## Given task
Reproduce every line of the material below, but drop the pictures.

____ Dataset excerpt

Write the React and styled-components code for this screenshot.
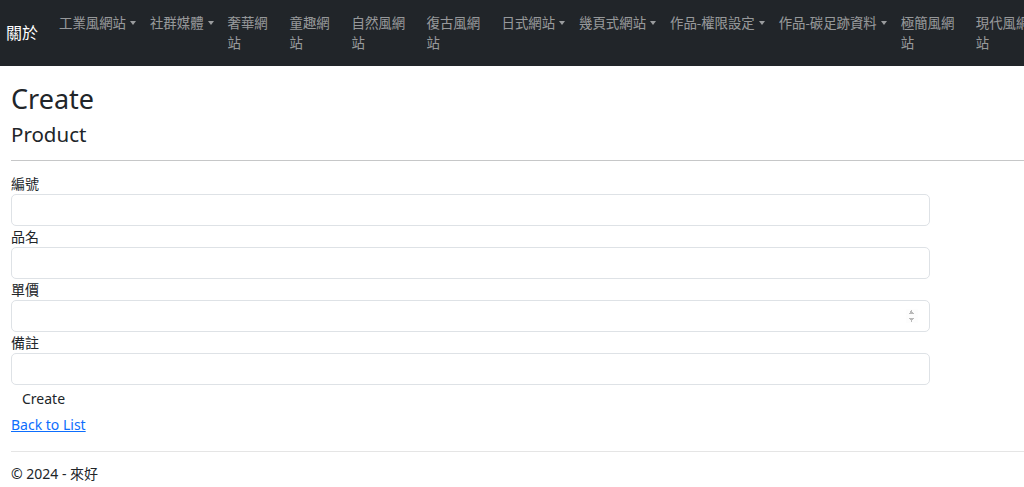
import styled, { createGlobalStyle } from 'styled-components'

const Global = createGlobalStyle`
  html, body { margin: 0; padding: 0; background: #fff; }
  body {
    font-family: "Segoe UI", "Noto Sans", "Noto Sans CJK TC", sans-serif;
    font-size: 14px;
    color: #212529;
    overflow: hidden;
  }
`

const Navbar = styled.nav`
  height: 66px;
  background: #212529;
  display: flex;
  align-items: flex-start;
  padding: 0 0 0 6px;
  white-space: nowrap;
  overflow: hidden;
`

const Brand = styled.a`
  color: #fff;
  font-size: 16px;
  line-height: 22px;
  margin: 22px 14px 0 0;
  text-decoration: none;
`

const NavList = styled.ul`
  list-style: none;
  display: flex;
  margin: 0;
  padding: 0;
  flex-shrink: 0;
`

const NavItem = styled.li`
  padding: 13px 7px 0;
  width: ${p => (p.$w ? p.$w + 'px' : 'auto')};
  white-space: ${p => (p.$w ? 'normal' : 'nowrap')};
  flex-shrink: 0;
  color: rgba(255, 255, 255, 0.55);
  font-size: 13.4px;
  line-height: 20px;
  box-sizing: content-box;
`

const Caret = styled.span`
  display: inline-block;
  margin-left: 4px;
  vertical-align: 3px;
  border-top: 4px solid rgba(255, 255, 255, 0.55);
  border-left: 3.5px solid transparent;
  border-right: 3.5px solid transparent;
`

const Main = styled.main`
  padding: 0 0 0 11px;
`

const Title = styled.h1`
  font-size: 27px;
  font-weight: 400;
  line-height: 34px;
  margin: 16px 0 0;
`

const Subtitle = styled.h4`
  font-size: 20.5px;
  font-weight: 400;
  line-height: 26px;
  margin: 5px 0 0;
`

const Rule = styled.hr`
  border: 0;
  border-top: 1px solid #c6c7c8;
  margin: 13px 0 13px;
`

const Form = styled.form`
  width: 919px;
`

const Group = styled.div`
  display: flex;
  flex-direction: column;
`

const Label = styled.label`
  font-size: 14px;
  line-height: 20px;
`

const Input = styled.input`
  height: 32px;
  box-sizing: border-box;
  border: 1px solid #dee2e6;
  border-radius: 5px;
  padding: 0 10px;
  font: inherit;
  margin-bottom: 1px;
  outline: none;
  &::-webkit-inner-spin-button {
    opacity: 0.6;
    height: 18px;
    transform: scale(0.8);
  }
`

const Button = styled.button`
  background: none;
  border: 0;
  font: inherit;
  font-size: 14px;
  color: #212529;
  padding: 0 11px;
  line-height: 20px;
  margin-top: 3px;
`

const BackLink = styled.a`
  display: block;
  color: #0d6efd;
  font-size: 14px;
  line-height: 20px;
  margin-top: 6px;
  text-decoration: underline;
`

const Footer = styled.footer`
  margin: 16px 0 0 11px;
  border-top: 1px solid #e5e5e5;
  padding-top: 12px;
  font-size: 14px;
  line-height: 20px;
`

const navItems = [
  { t: '工業風網站', drop: true },
  { t: '社群媒體', drop: true },
  { t: '奢華網站', w: 48 },
  { t: '童趣網站', w: 48 },
  { t: '自然風網站', w: 61 },
  { t: '復古風網站', w: 61 },
  { t: '日式網站', drop: true },
  { t: '幾頁式網站', drop: true },
  { t: '作品-權限設定', drop: true },
  { t: '作品-碳足跡資料', drop: true },
  { t: '極簡風網站', w: 61 },
  { t: '現代風網站', w: 61 },
]

const fields = [
  { label: '編號', type: 'text' },
  { label: '品名', type: 'text' },
  { label: '單價', type: 'number' },
  { label: '備註', type: 'text' },
]

export default function App() {
  return (
    <>
      <Global />
      <Navbar>
        <Brand href="#">關於</Brand>
        <NavList>
          {navItems.map(item => (
            <NavItem key={item.t} $w={item.w}>
              {item.t}
              {item.drop && <Caret />}
            </NavItem>
          ))}
        </NavList>
      </Navbar>
      <Main>
        <Title>Create</Title>
        <Subtitle>Product</Subtitle>
        <Rule />
        <Form onSubmit={e => e.preventDefault()}>
          {fields.map(f => (
            <Group key={f.label}>
              <Label>{f.label}</Label>
              <Input type={f.type} />
            </Group>
          ))}
          <Button type="submit">Create</Button>
        </Form>
        <BackLink href="#">Back to List</BackLink>
      </Main>
      <Footer>© 2024 - 來好</Footer>
    </>
  )
}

________

## Correct result
Write the React and styled-components code for this screenshot.
import styled, { createGlobalStyle } from 'styled-components'

const Global = createGlobalStyle`
  html, body { margin: 0; padding: 0; background: #fff; }
  body {
    font-family: "Segoe UI", "Noto Sans", "Noto Sans CJK TC", sans-serif;
    font-size: 14px;
    color: #212529;
    overflow: hidden;
  }
`

const Navbar = styled.nav`
  height: 66px;
  background: #212529;
  display: flex;
  align-items: flex-start;
  padding: 0 0 0 6px;
  white-space: nowrap;
  overflow: hidden;
`

const Brand = styled.a`
  color: #fff;
  font-size: 16px;
  line-height: 22px;
  margin: 22px 14px 0 0;
  text-decoration: none;
`

const NavList = styled.ul`
  list-style: none;
  display: flex;
  margin: 0;
  padding: 0;
  flex-shrink: 0;
`

const NavItem = styled.li`
  padding: 13px 7px 0;
  width: ${p => (p.$w ? p.$w + 'px' : 'auto')};
  white-space: ${p => (p.$w ? 'normal' : 'nowrap')};
  flex-shrink: 0;
  color: rgba(255, 255, 255, 0.55);
  font-size: 13.4px;
  line-height: 20px;
  box-sizing: content-box;
`

const Caret = styled.span`
  display: inline-block;
  margin-left: 4px;
  vertical-align: 3px;
  border-top: 4px solid rgba(255, 255, 255, 0.55);
  border-left: 3.5px solid transparent;
  border-right: 3.5px solid transparent;
`

const Main = styled.main`
  padding: 0 0 0 11px;
`

const Title = styled.h1`
  font-size: 27px;
  font-weight: 400;
  line-height: 34px;
  margin: 16px 0 0;
`

const Subtitle = styled.h4`
  font-size: 20.5px;
  font-weight: 400;
  line-height: 26px;
  margin: 5px 0 0;
`

const Rule = styled.hr`
  border: 0;
  border-top: 1px solid #c6c7c8;
  margin: 13px 0 13px;
`

const Form = styled.form`
  width: 919px;
`

const Group = styled.div`
  display: flex;
  flex-direction: column;
`

const Label = styled.label`
  font-size: 14px;
  line-height: 20px;
`

const Input = styled.input`
  height: 32px;
  box-sizing: border-box;
  border: 1px solid #dee2e6;
  border-radius: 5px;
  padding: 0 10px;
  font: inherit;
  margin-bottom: 1px;
  outline: none;
  &::-webkit-inner-spin-button {
    opacity: 0.6;
    height: 18px;
    transform: scale(0.8);
  }
`

const Button = styled.button`
  background: none;
  border: 0;
  font: inherit;
  font-size: 14px;
  color: #212529;
  padding: 0 11px;
  line-height: 20px;
  margin-top: 3px;
`

const BackLink = styled.a`
  display: block;
  color: #0d6efd;
  font-size: 14px;
  line-height: 20px;
  margin-top: 6px;
  text-decoration: underline;
`

const Footer = styled.footer`
  margin: 16px 0 0 11px;
  border-top: 1px solid #e5e5e5;
  padding-top: 12px;
  font-size: 14px;
  line-height: 20px;
`

const navItems = [
  { t: '工業風網站', drop: true },
  { t: '社群媒體', drop: true },
  { t: '奢華網站', w: 48 },
  { t: '童趣網站', w: 48 },
  { t: '自然風網站', w: 61 },
  { t: '復古風網站', w: 61 },
  { t: '日式網站', drop: true },
  { t: '幾頁式網站', drop: true },
  { t: '作品-權限設定', drop: true },
  { t: '作品-碳足跡資料', drop: true },
  { t: '極簡風網站', w: 61 },
  { t: '現代風網站', w: 61 },
]

const fields = [
  { label: '編號', type: 'text' },
  { label: '品名', type: 'text' },
  { label: '單價', type: 'number' },
  { label: '備註', type: 'text' },
]

export default function App() {
  return (
    <>
      <Global />
      <Navbar>
        <Brand href="#">關於</Brand>
        <NavList>
          {navItems.map(item => (
            <NavItem key={item.t} $w={item.w}>
              {item.t}
              {item.drop && <Caret />}
            </NavItem>
          ))}
        </NavList>
      </Navbar>
      <Main>
        <Title>Create</Title>
        <Subtitle>Product</Subtitle>
        <Rule />
        <Form onSubmit={e => e.preventDefault()}>
          {fields.map(f => (
            <Group key={f.label}>
              <Label>{f.label}</Label>
              <Input type={f.type} />
            </Group>
          ))}
          <Button type="submit">Create</Button>
        </Form>
        <BackLink href="#">Back to List</BackLink>
      </Main>
      <Footer>© 2024 - 來好</Footer>
    </>
  )
}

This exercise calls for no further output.